# START OF Entries
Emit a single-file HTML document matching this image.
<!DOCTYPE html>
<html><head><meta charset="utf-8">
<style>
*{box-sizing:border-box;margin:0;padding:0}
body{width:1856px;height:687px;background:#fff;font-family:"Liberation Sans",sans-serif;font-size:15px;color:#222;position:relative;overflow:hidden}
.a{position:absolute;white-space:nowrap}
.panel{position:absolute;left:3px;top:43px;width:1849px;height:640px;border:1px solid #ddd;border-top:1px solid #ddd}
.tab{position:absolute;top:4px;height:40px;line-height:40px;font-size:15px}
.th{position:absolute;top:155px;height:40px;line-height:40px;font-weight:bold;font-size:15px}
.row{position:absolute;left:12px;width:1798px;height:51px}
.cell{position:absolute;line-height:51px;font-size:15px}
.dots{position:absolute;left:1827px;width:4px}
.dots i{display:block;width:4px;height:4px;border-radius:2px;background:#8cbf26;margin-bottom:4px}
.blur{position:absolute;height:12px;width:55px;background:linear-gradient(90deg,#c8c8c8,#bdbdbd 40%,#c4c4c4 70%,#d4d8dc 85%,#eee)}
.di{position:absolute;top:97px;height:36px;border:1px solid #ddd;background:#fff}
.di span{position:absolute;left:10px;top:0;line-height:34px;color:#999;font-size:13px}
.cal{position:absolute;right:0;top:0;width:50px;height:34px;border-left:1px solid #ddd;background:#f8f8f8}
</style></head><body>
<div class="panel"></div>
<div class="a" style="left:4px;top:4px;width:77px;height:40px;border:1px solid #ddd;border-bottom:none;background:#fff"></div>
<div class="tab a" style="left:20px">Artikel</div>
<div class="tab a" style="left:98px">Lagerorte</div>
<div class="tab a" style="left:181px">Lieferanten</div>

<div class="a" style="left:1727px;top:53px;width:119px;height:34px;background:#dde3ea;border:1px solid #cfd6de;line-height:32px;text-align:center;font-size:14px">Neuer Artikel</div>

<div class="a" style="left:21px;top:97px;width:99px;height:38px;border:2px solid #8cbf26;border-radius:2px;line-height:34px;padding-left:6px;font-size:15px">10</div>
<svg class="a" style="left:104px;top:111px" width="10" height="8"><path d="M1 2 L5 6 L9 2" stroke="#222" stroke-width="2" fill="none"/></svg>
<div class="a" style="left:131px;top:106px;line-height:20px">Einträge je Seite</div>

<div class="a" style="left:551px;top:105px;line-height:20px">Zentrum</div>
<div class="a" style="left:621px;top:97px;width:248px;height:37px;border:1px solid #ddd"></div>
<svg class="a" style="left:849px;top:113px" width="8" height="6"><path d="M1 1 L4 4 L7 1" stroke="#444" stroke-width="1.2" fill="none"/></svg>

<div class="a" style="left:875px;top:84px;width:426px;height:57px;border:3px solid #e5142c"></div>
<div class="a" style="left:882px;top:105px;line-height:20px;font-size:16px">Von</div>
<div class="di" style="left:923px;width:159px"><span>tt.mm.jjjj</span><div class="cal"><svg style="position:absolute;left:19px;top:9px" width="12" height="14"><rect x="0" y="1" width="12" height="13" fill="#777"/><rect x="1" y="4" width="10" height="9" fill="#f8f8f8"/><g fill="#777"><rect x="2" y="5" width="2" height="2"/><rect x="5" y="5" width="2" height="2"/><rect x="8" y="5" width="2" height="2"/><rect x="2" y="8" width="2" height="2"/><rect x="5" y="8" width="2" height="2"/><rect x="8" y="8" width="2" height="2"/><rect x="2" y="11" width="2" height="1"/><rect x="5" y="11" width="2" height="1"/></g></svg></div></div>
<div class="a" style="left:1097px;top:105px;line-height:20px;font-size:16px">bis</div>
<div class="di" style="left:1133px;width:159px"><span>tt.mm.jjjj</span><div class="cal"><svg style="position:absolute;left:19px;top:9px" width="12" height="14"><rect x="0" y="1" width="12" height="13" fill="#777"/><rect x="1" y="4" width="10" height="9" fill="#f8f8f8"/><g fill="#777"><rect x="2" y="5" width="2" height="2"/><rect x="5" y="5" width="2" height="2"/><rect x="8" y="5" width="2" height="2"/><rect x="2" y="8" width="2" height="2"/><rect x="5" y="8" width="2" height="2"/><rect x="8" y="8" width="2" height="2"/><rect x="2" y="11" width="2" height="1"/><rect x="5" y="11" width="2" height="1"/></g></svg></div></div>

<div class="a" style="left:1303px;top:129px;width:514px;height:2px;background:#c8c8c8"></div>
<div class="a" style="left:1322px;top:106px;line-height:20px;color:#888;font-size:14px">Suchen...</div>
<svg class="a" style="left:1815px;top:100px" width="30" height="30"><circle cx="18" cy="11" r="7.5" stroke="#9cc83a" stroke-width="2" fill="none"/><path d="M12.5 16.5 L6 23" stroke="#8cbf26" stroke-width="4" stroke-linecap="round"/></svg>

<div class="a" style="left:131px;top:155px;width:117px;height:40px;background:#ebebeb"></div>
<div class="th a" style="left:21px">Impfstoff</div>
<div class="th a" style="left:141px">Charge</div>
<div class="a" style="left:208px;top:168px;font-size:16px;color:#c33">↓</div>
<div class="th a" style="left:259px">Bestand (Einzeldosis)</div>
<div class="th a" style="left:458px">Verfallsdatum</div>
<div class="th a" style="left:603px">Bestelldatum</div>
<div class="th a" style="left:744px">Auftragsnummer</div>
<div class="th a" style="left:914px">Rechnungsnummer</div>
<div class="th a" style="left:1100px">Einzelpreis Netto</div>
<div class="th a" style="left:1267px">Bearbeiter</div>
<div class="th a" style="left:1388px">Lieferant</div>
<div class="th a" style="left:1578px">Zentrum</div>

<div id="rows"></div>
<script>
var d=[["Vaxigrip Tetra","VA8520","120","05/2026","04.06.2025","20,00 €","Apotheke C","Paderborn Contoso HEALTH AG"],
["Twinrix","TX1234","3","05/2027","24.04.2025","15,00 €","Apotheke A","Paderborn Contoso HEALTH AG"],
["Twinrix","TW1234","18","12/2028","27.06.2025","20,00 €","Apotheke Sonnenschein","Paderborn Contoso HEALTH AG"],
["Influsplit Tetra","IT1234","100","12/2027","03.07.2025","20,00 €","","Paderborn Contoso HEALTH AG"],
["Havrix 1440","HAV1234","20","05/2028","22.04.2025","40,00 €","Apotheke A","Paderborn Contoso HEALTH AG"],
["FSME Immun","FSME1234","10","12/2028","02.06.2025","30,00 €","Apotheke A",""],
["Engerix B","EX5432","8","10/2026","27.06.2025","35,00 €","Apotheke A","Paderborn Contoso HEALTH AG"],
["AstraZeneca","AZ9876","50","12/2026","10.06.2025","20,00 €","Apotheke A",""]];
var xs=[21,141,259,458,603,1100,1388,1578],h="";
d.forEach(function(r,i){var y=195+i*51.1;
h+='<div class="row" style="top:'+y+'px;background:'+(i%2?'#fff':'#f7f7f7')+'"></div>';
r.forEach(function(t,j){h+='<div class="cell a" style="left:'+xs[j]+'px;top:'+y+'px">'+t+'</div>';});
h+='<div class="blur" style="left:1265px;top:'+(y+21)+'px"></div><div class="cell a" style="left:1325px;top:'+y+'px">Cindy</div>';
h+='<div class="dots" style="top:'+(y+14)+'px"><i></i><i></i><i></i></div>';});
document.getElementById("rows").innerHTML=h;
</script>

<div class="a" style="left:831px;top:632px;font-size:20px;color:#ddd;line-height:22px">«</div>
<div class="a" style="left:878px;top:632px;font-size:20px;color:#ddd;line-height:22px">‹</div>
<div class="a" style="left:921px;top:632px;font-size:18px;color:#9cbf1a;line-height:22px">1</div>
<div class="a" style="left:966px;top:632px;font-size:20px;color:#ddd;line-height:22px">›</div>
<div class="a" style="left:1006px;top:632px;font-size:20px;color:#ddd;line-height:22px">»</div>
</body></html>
# END OF Entries
# START OF Entries
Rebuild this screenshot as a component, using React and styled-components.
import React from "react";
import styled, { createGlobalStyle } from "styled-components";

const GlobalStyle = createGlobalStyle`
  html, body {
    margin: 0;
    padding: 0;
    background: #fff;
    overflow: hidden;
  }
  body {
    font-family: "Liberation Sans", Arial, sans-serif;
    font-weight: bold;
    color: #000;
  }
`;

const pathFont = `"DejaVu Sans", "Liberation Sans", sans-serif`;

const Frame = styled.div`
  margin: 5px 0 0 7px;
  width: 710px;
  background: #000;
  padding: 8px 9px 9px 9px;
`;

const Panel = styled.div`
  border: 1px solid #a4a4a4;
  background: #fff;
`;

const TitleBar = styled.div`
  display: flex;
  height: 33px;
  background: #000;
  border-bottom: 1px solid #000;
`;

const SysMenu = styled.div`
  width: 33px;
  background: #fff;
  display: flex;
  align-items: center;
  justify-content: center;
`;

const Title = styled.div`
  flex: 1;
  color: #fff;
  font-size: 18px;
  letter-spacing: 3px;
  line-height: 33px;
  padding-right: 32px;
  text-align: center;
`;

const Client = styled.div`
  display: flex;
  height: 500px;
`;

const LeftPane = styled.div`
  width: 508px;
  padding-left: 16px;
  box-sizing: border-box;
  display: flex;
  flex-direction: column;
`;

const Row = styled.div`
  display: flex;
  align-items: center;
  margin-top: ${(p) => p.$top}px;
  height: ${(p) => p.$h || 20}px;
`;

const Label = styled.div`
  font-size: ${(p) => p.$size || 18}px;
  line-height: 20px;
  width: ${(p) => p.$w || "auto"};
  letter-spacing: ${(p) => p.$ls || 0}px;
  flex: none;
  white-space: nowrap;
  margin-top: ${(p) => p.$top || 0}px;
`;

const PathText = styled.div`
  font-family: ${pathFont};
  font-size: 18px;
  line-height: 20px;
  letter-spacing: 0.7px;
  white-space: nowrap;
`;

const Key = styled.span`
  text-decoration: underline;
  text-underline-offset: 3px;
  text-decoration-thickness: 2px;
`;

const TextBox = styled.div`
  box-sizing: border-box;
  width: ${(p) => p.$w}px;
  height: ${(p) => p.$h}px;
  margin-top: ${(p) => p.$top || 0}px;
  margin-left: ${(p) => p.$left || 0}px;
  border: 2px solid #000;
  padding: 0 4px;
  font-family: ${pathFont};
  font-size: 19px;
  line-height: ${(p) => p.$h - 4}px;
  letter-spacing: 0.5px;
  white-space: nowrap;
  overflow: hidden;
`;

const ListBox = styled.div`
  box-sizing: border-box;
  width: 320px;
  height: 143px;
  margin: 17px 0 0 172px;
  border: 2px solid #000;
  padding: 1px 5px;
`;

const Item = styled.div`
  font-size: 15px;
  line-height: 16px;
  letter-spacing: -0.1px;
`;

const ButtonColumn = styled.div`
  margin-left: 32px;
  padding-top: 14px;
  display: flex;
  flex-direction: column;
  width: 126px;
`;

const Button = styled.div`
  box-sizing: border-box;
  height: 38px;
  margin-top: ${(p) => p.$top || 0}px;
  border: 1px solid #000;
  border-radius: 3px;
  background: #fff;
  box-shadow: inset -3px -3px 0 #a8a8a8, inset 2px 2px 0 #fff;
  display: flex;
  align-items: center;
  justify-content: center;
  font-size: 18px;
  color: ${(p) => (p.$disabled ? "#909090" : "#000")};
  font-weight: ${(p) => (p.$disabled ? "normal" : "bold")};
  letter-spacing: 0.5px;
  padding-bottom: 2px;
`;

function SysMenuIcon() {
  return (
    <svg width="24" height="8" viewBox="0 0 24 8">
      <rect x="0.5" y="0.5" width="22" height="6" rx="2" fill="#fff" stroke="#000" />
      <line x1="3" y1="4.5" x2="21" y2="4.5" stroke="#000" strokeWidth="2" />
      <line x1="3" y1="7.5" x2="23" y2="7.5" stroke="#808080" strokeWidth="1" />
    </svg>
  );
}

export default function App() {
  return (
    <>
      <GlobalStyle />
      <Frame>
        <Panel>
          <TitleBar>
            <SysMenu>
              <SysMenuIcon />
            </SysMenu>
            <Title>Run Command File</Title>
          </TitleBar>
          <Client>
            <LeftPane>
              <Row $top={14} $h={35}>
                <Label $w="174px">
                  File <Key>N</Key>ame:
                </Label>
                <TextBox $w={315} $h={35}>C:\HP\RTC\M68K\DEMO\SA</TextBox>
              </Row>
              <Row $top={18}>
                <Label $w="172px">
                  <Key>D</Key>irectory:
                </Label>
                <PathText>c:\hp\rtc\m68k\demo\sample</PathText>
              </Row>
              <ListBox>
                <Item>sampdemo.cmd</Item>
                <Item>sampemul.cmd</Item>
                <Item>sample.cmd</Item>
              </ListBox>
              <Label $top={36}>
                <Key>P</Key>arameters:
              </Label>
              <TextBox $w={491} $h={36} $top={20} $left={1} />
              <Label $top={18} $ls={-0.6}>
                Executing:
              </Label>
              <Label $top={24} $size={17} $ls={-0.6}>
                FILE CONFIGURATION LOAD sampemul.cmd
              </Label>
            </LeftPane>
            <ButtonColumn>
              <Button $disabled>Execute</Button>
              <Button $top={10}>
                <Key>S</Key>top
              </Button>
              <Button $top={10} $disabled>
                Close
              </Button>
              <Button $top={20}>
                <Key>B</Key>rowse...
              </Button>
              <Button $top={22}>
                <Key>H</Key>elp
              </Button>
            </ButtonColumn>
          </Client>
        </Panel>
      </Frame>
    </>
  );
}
# END OF Entries
- **What you should do**:
Check each line of the records for "document" and copy the ones that contain it.

- **Correct response**:
Emit a single-file HTML document matching this image.
document.getElementById("rows").innerHTML=h;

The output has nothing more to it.